Aim of the task
Transcribe the data in full and exactly, omitting any pictures.

Material provided
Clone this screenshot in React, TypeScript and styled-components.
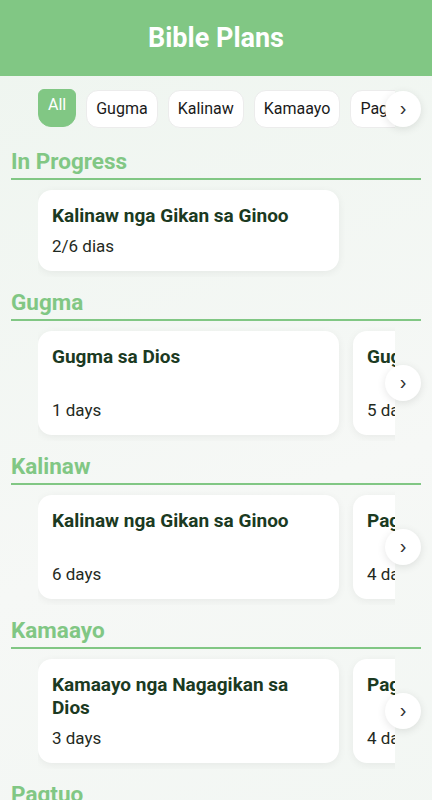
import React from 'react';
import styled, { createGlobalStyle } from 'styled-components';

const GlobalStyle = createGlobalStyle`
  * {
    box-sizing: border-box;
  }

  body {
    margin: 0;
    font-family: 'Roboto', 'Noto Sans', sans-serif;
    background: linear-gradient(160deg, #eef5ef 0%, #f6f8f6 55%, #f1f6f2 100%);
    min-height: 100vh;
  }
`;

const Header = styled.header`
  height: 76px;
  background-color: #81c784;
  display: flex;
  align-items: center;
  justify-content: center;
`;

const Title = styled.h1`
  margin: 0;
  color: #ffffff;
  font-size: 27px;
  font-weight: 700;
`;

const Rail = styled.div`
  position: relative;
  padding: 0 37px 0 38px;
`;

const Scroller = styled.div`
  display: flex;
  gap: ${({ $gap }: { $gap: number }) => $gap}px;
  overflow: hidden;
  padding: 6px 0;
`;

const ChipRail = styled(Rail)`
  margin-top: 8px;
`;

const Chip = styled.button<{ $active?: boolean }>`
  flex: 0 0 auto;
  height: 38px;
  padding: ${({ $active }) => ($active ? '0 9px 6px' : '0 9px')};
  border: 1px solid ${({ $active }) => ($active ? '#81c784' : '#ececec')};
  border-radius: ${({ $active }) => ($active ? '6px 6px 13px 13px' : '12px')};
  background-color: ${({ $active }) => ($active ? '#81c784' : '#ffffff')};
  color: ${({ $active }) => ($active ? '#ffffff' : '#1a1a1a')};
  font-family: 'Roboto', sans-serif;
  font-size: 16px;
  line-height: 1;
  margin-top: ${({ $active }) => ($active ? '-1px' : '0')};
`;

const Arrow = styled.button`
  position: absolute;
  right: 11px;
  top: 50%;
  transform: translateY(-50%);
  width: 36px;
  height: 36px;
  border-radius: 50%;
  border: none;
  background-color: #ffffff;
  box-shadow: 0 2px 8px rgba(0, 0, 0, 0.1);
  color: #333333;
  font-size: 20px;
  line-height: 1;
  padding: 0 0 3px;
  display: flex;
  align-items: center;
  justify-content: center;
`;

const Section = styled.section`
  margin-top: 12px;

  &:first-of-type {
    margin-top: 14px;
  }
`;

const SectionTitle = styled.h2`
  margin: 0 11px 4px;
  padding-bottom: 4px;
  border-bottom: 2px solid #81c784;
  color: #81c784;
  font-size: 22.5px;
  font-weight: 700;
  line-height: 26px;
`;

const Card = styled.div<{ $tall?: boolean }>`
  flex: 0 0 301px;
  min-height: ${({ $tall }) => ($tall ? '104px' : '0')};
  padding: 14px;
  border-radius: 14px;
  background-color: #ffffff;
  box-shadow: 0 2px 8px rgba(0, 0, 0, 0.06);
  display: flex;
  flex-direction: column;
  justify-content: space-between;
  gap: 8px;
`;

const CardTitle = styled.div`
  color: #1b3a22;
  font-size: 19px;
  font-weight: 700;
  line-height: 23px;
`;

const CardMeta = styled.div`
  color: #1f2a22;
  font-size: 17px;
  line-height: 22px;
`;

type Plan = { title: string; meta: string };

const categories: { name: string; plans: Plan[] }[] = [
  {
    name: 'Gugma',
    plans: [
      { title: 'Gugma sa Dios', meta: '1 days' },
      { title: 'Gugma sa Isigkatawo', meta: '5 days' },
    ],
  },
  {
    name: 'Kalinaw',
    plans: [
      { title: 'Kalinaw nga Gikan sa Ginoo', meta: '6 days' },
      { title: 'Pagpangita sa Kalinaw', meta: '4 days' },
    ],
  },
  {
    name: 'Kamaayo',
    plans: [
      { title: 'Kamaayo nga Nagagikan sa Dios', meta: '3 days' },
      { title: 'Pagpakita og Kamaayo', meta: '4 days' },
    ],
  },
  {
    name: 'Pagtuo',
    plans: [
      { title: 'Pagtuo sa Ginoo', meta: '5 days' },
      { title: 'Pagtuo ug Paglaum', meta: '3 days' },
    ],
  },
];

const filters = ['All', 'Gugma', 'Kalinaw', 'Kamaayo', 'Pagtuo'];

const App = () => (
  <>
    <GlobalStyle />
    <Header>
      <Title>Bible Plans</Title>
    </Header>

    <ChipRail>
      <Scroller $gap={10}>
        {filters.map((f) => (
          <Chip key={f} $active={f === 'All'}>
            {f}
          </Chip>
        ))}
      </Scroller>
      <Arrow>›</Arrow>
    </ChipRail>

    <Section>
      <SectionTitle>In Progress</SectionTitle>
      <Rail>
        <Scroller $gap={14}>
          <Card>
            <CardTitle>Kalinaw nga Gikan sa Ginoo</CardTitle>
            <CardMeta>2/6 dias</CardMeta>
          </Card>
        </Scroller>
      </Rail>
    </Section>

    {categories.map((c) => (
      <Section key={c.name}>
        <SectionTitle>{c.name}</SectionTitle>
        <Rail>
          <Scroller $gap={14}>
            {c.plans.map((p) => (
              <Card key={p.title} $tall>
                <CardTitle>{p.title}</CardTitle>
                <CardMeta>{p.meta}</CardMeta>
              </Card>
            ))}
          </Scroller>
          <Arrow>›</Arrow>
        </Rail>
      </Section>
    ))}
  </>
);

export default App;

Written reply
Clone this screenshot in React, TypeScript and styled-components.
import React from 'react';
import styled, { createGlobalStyle } from 'styled-components';

const GlobalStyle = createGlobalStyle`
  * {
    box-sizing: border-box;
  }

  body {
    margin: 0;
    font-family: 'Roboto', 'Noto Sans', sans-serif;
    background: linear-gradient(160deg, #eef5ef 0%, #f6f8f6 55%, #f1f6f2 100%);
    min-height: 100vh;
  }
`;

const Header = styled.header`
  height: 76px;
  background-color: #81c784;
  display: flex;
  align-items: center;
  justify-content: center;
`;

const Title = styled.h1`
  margin: 0;
  color: #ffffff;
  font-size: 27px;
  font-weight: 700;
`;

const Rail = styled.div`
  position: relative;
  padding: 0 37px 0 38px;
`;

const Scroller = styled.div`
  display: flex;
  gap: ${({ $gap }: { $gap: number }) => $gap}px;
  overflow: hidden;
  padding: 6px 0;
`;

const ChipRail = styled(Rail)`
  margin-top: 8px;
`;

const Chip = styled.button<{ $active?: boolean }>`
  flex: 0 0 auto;
  height: 38px;
  padding: ${({ $active }) => ($active ? '0 9px 6px' : '0 9px')};
  border: 1px solid ${({ $active }) => ($active ? '#81c784' : '#ececec')};
  border-radius: ${({ $active }) => ($active ? '6px 6px 13px 13px' : '12px')};
  background-color: ${({ $active }) => ($active ? '#81c784' : '#ffffff')};
  color: ${({ $active }) => ($active ? '#ffffff' : '#1a1a1a')};
  font-family: 'Roboto', sans-serif;
  font-size: 16px;
  line-height: 1;
  margin-top: ${({ $active }) => ($active ? '-1px' : '0')};
`;

const Arrow = styled.button`
  position: absolute;
  right: 11px;
  top: 50%;
  transform: translateY(-50%);
  width: 36px;
  height: 36px;
  border-radius: 50%;
  border: none;
  background-color: #ffffff;
  box-shadow: 0 2px 8px rgba(0, 0, 0, 0.1);
  color: #333333;
  font-size: 20px;
  line-height: 1;
  padding: 0 0 3px;
  display: flex;
  align-items: center;
  justify-content: center;
`;

const Section = styled.section`
  margin-top: 12px;

  &:first-of-type {
    margin-top: 14px;
  }
`;

const SectionTitle = styled.h2`
  margin: 0 11px 4px;
  padding-bottom: 4px;
  border-bottom: 2px solid #81c784;
  color: #81c784;
  font-size: 22.5px;
  font-weight: 700;
  line-height: 26px;
`;

const Card = styled.div<{ $tall?: boolean }>`
  flex: 0 0 301px;
  min-height: ${({ $tall }) => ($tall ? '104px' : '0')};
  padding: 14px;
  border-radius: 14px;
  background-color: #ffffff;
  box-shadow: 0 2px 8px rgba(0, 0, 0, 0.06);
  display: flex;
  flex-direction: column;
  justify-content: space-between;
  gap: 8px;
`;

const CardTitle = styled.div`
  color: #1b3a22;
  font-size: 19px;
  font-weight: 700;
  line-height: 23px;
`;

const CardMeta = styled.div`
  color: #1f2a22;
  font-size: 17px;
  line-height: 22px;
`;

type Plan = { title: string; meta: string };

const categories: { name: string; plans: Plan[] }[] = [
  {
    name: 'Gugma',
    plans: [
      { title: 'Gugma sa Dios', meta: '1 days' },
      { title: 'Gugma sa Isigkatawo', meta: '5 days' },
    ],
  },
  {
    name: 'Kalinaw',
    plans: [
      { title: 'Kalinaw nga Gikan sa Ginoo', meta: '6 days' },
      { title: 'Pagpangita sa Kalinaw', meta: '4 days' },
    ],
  },
  {
    name: 'Kamaayo',
    plans: [
      { title: 'Kamaayo nga Nagagikan sa Dios', meta: '3 days' },
      { title: 'Pagpakita og Kamaayo', meta: '4 days' },
    ],
  },
  {
    name: 'Pagtuo',
    plans: [
      { title: 'Pagtuo sa Ginoo', meta: '5 days' },
      { title: 'Pagtuo ug Paglaum', meta: '3 days' },
    ],
  },
];

const filters = ['All', 'Gugma', 'Kalinaw', 'Kamaayo', 'Pagtuo'];

const App = () => (
  <>
    <GlobalStyle />
    <Header>
      <Title>Bible Plans</Title>
    </Header>

    <ChipRail>
      <Scroller $gap={10}>
        {filters.map((f) => (
          <Chip key={f} $active={f === 'All'}>
            {f}
          </Chip>
        ))}
      </Scroller>
      <Arrow>›</Arrow>
    </ChipRail>

    <Section>
      <SectionTitle>In Progress</SectionTitle>
      <Rail>
        <Scroller $gap={14}>
          <Card>
            <CardTitle>Kalinaw nga Gikan sa Ginoo</CardTitle>
            <CardMeta>2/6 dias</CardMeta>
          </Card>
        </Scroller>
      </Rail>
    </Section>

    {categories.map((c) => (
      <Section key={c.name}>
        <SectionTitle>{c.name}</SectionTitle>
        <Rail>
          <Scroller $gap={14}>
            {c.plans.map((p) => (
              <Card key={p.title} $tall>
                <CardTitle>{p.title}</CardTitle>
                <CardMeta>{p.meta}</CardMeta>
              </Card>
            ))}
          </Scroller>
          <Arrow>›</Arrow>
        </Rail>
      </Section>
    ))}
  </>
);

export default App;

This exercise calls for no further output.